By Julia Dahl
Minotaur Books, 2014
Rebekah Roberts has recently moved from Florida to New York City to become a journalist. She’s in her early 20s and finds work at the New York Tribune, a tabloid that seems a lot like the Post, as a stringer where she is assigned a story about a dead woman found in a Brooklyn scrap yard. The dead woman turns out to be part of the Hasidic community in Borough Park, Brooklyn, the same neighborhood where Rebekah’s mother, who left Rebekah with her father when she was a baby, grew up. As Rebekah digs deeper into the story surrounding the dead woman, Rivka Mendelssohn, Rebekah’s career and personal life are impacted in ways she could never expect.
This book provides a look into the world of a struggling young journalist who calls in stories to editors who type them up and get them into the paper. It is also a window into the Hasidic culture, as Rebekah becomes determined to find out what happened to Rivka and who killed her. There is a coincidence in the opening few chapters, which I won’t reveal, but that you have to accept for the story to work.

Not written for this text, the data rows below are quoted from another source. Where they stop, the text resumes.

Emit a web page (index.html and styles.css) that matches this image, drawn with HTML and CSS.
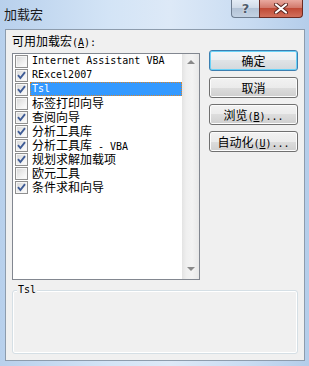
FILE: index.html
```html
<!DOCTYPE html>
<html lang="zh-CN">
<head>
<meta charset="UTF-8">
<title>加载宏</title>
<link rel="stylesheet" href="styles.css">
</head>
<body>

<div class="window">
    <div class="titlebar">
        <span class="title">加载宏</span>
        <div class="caption">
            <span class="cap help">?</span>
            <span class="cap close">
                <svg width="14" height="11" viewBox="0 0 14 11">
                    <path d="M2 1.5 L12 9.5 M12 1.5 L2 9.5" stroke="#5a2620" stroke-width="4" stroke-linecap="round"/>
                    <path d="M2 1.5 L12 9.5 M12 1.5 L2 9.5" stroke="#fff" stroke-width="2.2" stroke-linecap="round"/>
                </svg>
            </span>
        </div>
    </div>

    <div class="client">
        <div class="main">
            <div class="left">
                <div class="label">可用加载宏<span class="en">(<u>A</u>):</span></div>
                <div class="listbox">
                    <ul class="items">
                        <li><span class="cb"></span><span class="text en">Internet Assistant VBA</span></li>
                        <li><span class="cb on"></span><span class="text en">RExcel2007</span></li>
                        <li><span class="cb on"></span><span class="text en selected">Tsl</span></li>
                        <li><span class="cb"></span><span class="text">标签打印向导</span></li>
                        <li><span class="cb on"></span><span class="text">查阅向导</span></li>
                        <li><span class="cb on"></span><span class="text">分析工具库</span></li>
                        <li><span class="cb on"></span><span class="text">分析工具库<span class="en"> - VBA</span></span></li>
                        <li><span class="cb on"></span><span class="text">规划求解加载项</span></li>
                        <li><span class="cb"></span><span class="text">欧元工具</span></li>
                        <li><span class="cb on"></span><span class="text">条件求和向导</span></li>
                    </ul>
                    <div class="scrollbar">
                        <span class="arrow up"></span>
                        <span class="arrow down"></span>
                    </div>
                </div>
            </div>

            <div class="buttons">
                <button class="btn default">确定</button>
                <button class="btn">取消</button>
                <button class="btn">浏览<span class="en">(<u>B</u>)...</span></button>
                <button class="btn">自动化<span class="en">(<u>U</u>)...</span></button>
            </div>
        </div>

        <div class="group">
            <span class="group-title en">Tsl</span>
        </div>
    </div>
</div>

<script>
    // checkmarks for the ticked boxes
    document.querySelectorAll('.cb.on').forEach(box => {
        box.innerHTML = '<svg width="11" height="11" viewBox="0 0 11 11"><path d="M2 5.2 L4.4 8 L9 2.2" stroke="#3f5c96" stroke-width="1.9" fill="none"/></svg>';
    });
</script>

</body>
</html>
```

FILE: styles.css
```css
body {
    margin: 0;
    padding: 0;
    font-family: "Noto Sans CJK SC", sans-serif;
    font-size: 12px;
    color: #000;
}
.en {
    font-family: "DejaVu Sans Mono", "Liberation Mono", monospace;
    font-size: 10px;
}
.window {
    width: 309px;
    height: 366px;
    display: flex;
    flex-direction: column;
    background: linear-gradient(to right, #b8d0ec 0%, #d3e4f6 35%, #dde9f7 55%, #c9dcf2 80%, #b4cdea 100%);
}
.titlebar {
    height: 29px;
    display: flex;
    justify-content: space-between;
    align-items: flex-start;
}
.title {
    margin: 5px 0 0 4px;
    line-height: 18px;
    font-size: 13px;
    color: #1a1a1a;
}
.caption {
    display: flex;
    margin-right: 6px;
}
.cap {
    height: 18px;
    display: flex;
    align-items: center;
    justify-content: center;
    border: 1px solid #6d7d90;
    border-top: none;
    box-sizing: border-box;
}
.help {
    width: 28px;
    border-radius: 0 0 0 4px;
    border-right: none;
    background: linear-gradient(#e4ecf5 0%, #d0dbe8 45%, #b3c3d6 50%, #c3d2e3 100%);
    font-family: "DejaVu Sans", sans-serif;
    font-size: 13px;
    font-weight: bold;
    color: #4f5c6c;
    text-shadow: 0 0 2px #fff;
}
.close {
    width: 44px;
    border-radius: 0 0 4px 0;
    border-color: #6c2a22;
    background: linear-gradient(#e9a99f 0%, #d27a6c 45%, #c04a36 50%, #d2705c 100%);
}
.client {
    height: 332px;
    margin: 0 4px 0 5px;
    box-sizing: border-box;
    border: 1px solid #8d9cad;
    background-color: #f0f0f0;
    padding: 4px 0 0 6px;
}
.main {
    display: flex;
    align-items: flex-start;
}
.label {
    line-height: 14px;
    margin-bottom: 3px;
}
.listbox {
    width: 188px;
    height: 227px;
    box-sizing: border-box;
    border: 1px solid #828790;
    background-color: white;
    display: flex;
}
.items {
    list-style: none;
    margin: 0;
    padding: 0;
    flex: 1;
}
.items li {
    height: 14px;
    display: flex;
    align-items: flex-start;
}
.cb {
    width: 13px;
    height: 13px;
    margin: 1px 0 0 2px;
    box-sizing: border-box;
    border: 1px solid #8f8f8f;
    background: linear-gradient(135deg, #d6d6d6 0%, #f4f4f4 70%, #ffffff 100%);
    box-shadow: inset 0 0 0 1px #f6f6f6;
    display: flex;
}
.text {
    flex: 1;
    margin-left: 2px;
    padding-left: 2px;
    height: 14px;
    line-height: 14px;
    white-space: nowrap;
}
.text .en {
    line-height: 14px;
}
.selected {
    background-color: #3399ff;
    color: white;
    outline: 1px dotted #d8862c;
    outline-offset: -1px;
}
.scrollbar {
    width: 17px;
    background: linear-gradient(to right, #e3e3e3 0%, #efefef 25%, #f3f3f3 60%, #e8e8e8 100%);
    display: flex;
    flex-direction: column;
    justify-content: space-between;
    align-items: center;
    padding: 6px 0 8px;
}
.arrow {
    width: 0;
    height: 0;
    border-left: 4px solid transparent;
    border-right: 4px solid transparent;
}
.arrow.up {
    border-bottom: 4px solid #8a8a8a;
}
.arrow.down {
    border-top: 4px solid #8a8a8a;
}
.buttons {
    display: flex;
    flex-direction: column;
    gap: 6px;
    margin: 16px 0 0 9px;
}
.btn {
    width: 89px;
    height: 21px;
    padding: 0;
    font-family: "Noto Sans CJK SC", sans-serif;
    font-size: 12px;
    color: #000;
    border: 1px solid #707070;
    border-radius: 3px;
    background: linear-gradient(#f2f2f2 0%, #ebebeb 50%, #dddddd 50%, #cfcfcf 100%);
    box-shadow: inset 0 0 0 1px #fcfcfc;
}
.btn.default {
    border-color: #3c7fb1;
    box-shadow: inset 0 0 0 1px #6ad2f7;
    background: linear-gradient(#f3f6f8 0%, #eceff1 50%, #dfe3e6 50%, #d3d8dc 100%);
}
.group {
    width: 286px;
    height: 64px;
    margin-top: 10px;
    box-sizing: border-box;
    border: 1px solid #d5dfe5;
    border-radius: 3px;
    box-shadow: inset 0 0 0 1px #ffffff;
}
.group-title {
    display: inline-block;
    margin: -7px 0 0 4px;
    padding: 0 1px;
    line-height: 12px;
    background-color: #f0f0f0;
    vertical-align: top;
}
```
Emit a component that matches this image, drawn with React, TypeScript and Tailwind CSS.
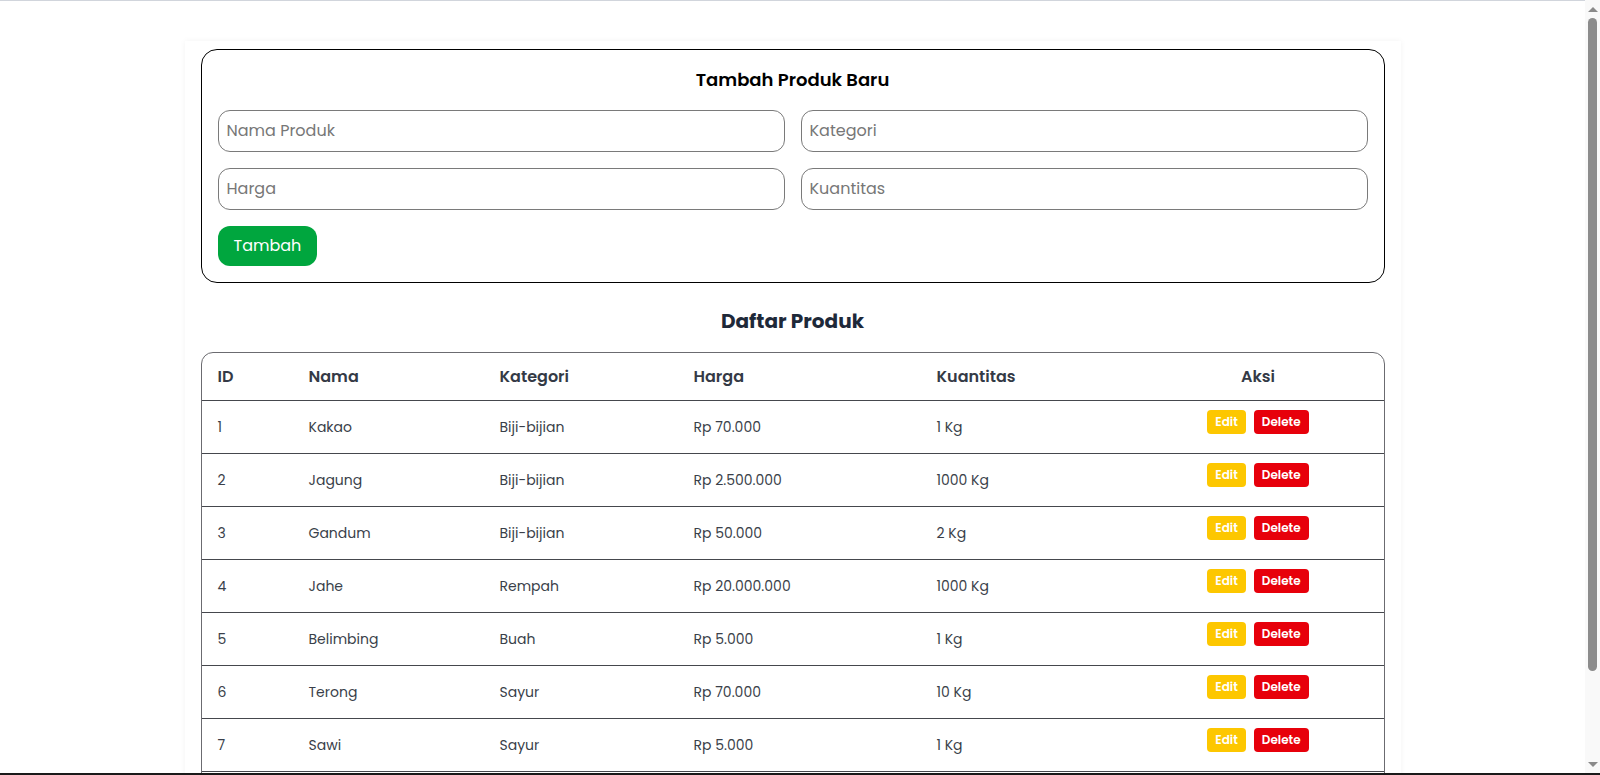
import React from 'react';

type Produk = {
  id: number;
  nama: string;
  kategori: string;
  harga: string;
  kuantitas: string;
};

const produk: Produk[] = [
  { id: 1, nama: 'Kakao', kategori: 'Biji-bijian', harga: 'Rp 70.000', kuantitas: '1 Kg' },
  { id: 2, nama: 'Jagung', kategori: 'Biji-bijian', harga: 'Rp 2.500.000', kuantitas: '1000 Kg' },
  { id: 3, nama: 'Gandum', kategori: 'Biji-bijian', harga: 'Rp 50.000', kuantitas: '2 Kg' },
  { id: 4, nama: 'Jahe', kategori: 'Rempah', harga: 'Rp 20.000.000', kuantitas: '1000 Kg' },
  { id: 5, nama: 'Belimbing', kategori: 'Buah', harga: 'Rp 5.000', kuantitas: '1 Kg' },
  { id: 6, nama: 'Terong', kategori: 'Sayur', harga: 'Rp 70.000', kuantitas: '10 Kg' },
  { id: 7, nama: 'Sawi', kategori: 'Sayur', harga: 'Rp 5.000', kuantitas: '1 Kg' },
  { id: 8, nama: 'Kunyit', kategori: 'Rempah', harga: 'Rp 15.000', kuantitas: '1 Kg' },
];

const inputCls =
  'w-full rounded-xl border border-[#7a7a7a] px-2 py-2 text-base text-gray-800 placeholder:text-[#777] outline-none';

function FakeScrollbar() {
  // page scrollbar as seen in the screenshot
  return (
    <div className="fixed right-0 top-0 flex h-full w-[15px] flex-col items-center bg-[#f9f9f9]">
      <div className="mt-[7px] h-0 w-0 border-x-[5px] border-b-[5px] border-x-transparent border-b-[#8a8a8a]" />
      <div className="mt-[6px] h-[653px] w-[9px] rounded-full bg-[#8c8c8c]" />
      <div className="flex-1" />
      <div className="mb-[8px] h-0 w-0 border-x-[5px] border-t-[5px] border-x-transparent border-t-[#8a8a8a]" />
    </div>
  );
}

export default function App() {
  return (
    <div className="min-h-screen border-t border-gray-300 bg-white pr-[15px] font-['Poppins','Inter',sans-serif]">
      <div className="mx-auto mt-10 w-[1216px] bg-white px-4 pb-10 pt-2 shadow-[0_0_6px_rgba(0,0,0,0.05)]">
        {/* Form tambah */}
        <div className="rounded-2xl border border-black px-4 py-4">
          <h2 className="mb-4 text-center text-lg font-semibold text-black">Tambah Produk Baru</h2>
          <div className="grid grid-cols-2 gap-4">
            <input className={inputCls} placeholder="Nama Produk" />
            <input className={inputCls} placeholder="Kategori" />
            <input className={inputCls} placeholder="Harga" />
            <input className={inputCls} placeholder="Kuantitas" />
          </div>
          <button className="mt-4 rounded-xl bg-green-600 px-4 py-2 text-base text-white">Tambah</button>
        </div>

        {/* Daftar */}
        <h2 className="mb-[17px] mt-6 text-center text-xl font-bold text-gray-800">Daftar Produk</h2>
        <div className="overflow-hidden rounded-xl border border-[#6b6b70]">
          <table className="w-full border-collapse text-left">
            <thead>
              <tr className="text-base font-semibold text-[#343a46]">
                <th className="w-[91px] px-4 pb-[11px] pt-3 font-semibold">ID</th>
                <th className="w-[191px] px-4 pb-[11px] pt-3 font-semibold">Nama</th>
                <th className="w-[194px] px-4 pb-[11px] pt-3 font-semibold">Kategori</th>
                <th className="w-[243px] px-4 pb-[11px] pt-3 font-semibold">Harga</th>
                <th className="w-[212px] px-4 pb-[11px] pt-3 font-semibold">Kuantitas</th>
                <th className="px-4 pb-[11px] pt-3 text-center font-semibold">Aksi</th>
              </tr>
            </thead>
            <tbody>
              {produk.map((p) => (
                <tr key={p.id} className="border-t border-[#45474d] text-sm text-[#3a3f4a]">
                  <td className="px-4 py-4">{p.id}</td>
                  <td className="px-4 py-4">{p.nama}</td>
                  <td className="px-4 py-4">{p.kategori}</td>
                  <td className="px-4 py-4">{p.harga}</td>
                  <td className="px-4 py-4">{p.kuantitas}</td>
                  <td className="px-4 pb-[19px] pt-[9px] align-top">
                    <div className="flex justify-center gap-2">
                      <button className="rounded bg-yellow-400 px-2 py-1 text-xs font-semibold text-white">Edit</button>
                      <button className="rounded bg-red-600 px-2 py-1 text-xs font-semibold text-white">Delete</button>
                    </div>
                  </td>
                </tr>
              ))}
            </tbody>
          </table>
        </div>
      </div>
      <FakeScrollbar />
      <div className="fixed bottom-0 left-0 h-[2px] w-full bg-[#1a1a1a]" />
    </div>
  );
}
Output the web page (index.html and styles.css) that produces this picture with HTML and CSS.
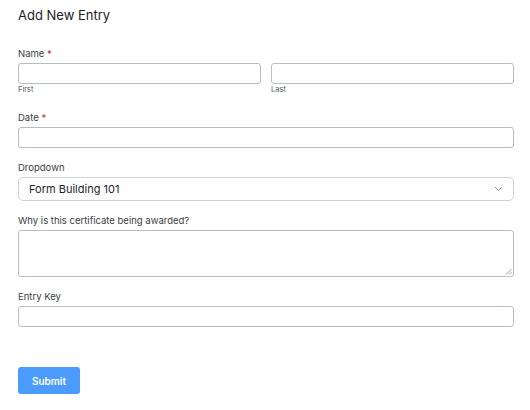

I was willing to do so and the book really takes off as Rebekah gets more enmeshed in solving the story of Rivka’s death. Told in the first person, Rebekah is an open and sympathetic narrator, who struggles with anxiety and the wounds of losing contact with her mother at a young age. The story also provides an interesting look at Hasidic culture, and explores both why people make the choice to live an Orthodox life and also what the options are for those who doubt their faith. This is a unique crime/mystery novel.
Dahl is a crime reporter who lives in New York City.
I received an e-copy of this book via NetGalley.